If we don't do something, some way to 'teach the mob some manners' - there will be a HUGE problem with a massive number of resources outside of the core infrastructure, to the point that these resources would be easily able to dominate these core systems.

Perhaps a model similar to an oligarchy

  • Machines locked down
  • Specific rules that require certain behaviour
  • A set of small organizations that decides these rules, and in theory punishes deviation from that behaviour
  • Would this work?
  • This is largely what we have now, and are moving more towards

Rather than get humans to behave properly, get the computers to behave properly.

Though in systems that are managed top-down there tends to be vary many deficiencies.

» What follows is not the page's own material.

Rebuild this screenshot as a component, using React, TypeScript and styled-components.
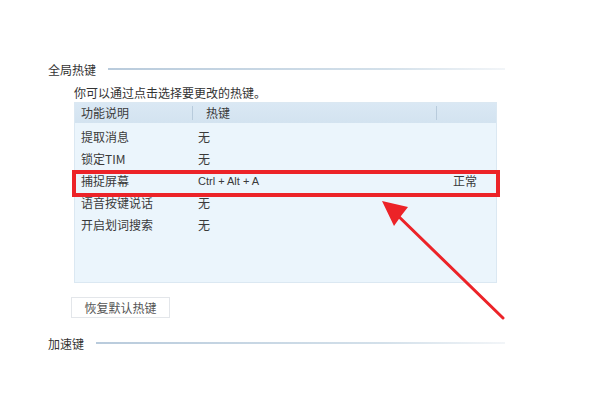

Computers could develop 'opinions' of other computers, so then computers in similar environments might share their opinions, or tend to align themselves to certain other groups. And when things happen different behaviours can result across that whole group, which can then influence another group, etc

  • Though outside of your community your status might not be well defined, you might not get the same level of privileges.
  • Even to the point of stereotyping -> If I don't know you: Where are you coming from? What OS are you running? Use my default level of trust for BLA
  • The idea of rehabilitation? Computers don't have moral behaviour, or psychoses, given that a computer could always be re-imaged, or used by a different user... so it would need to work differently.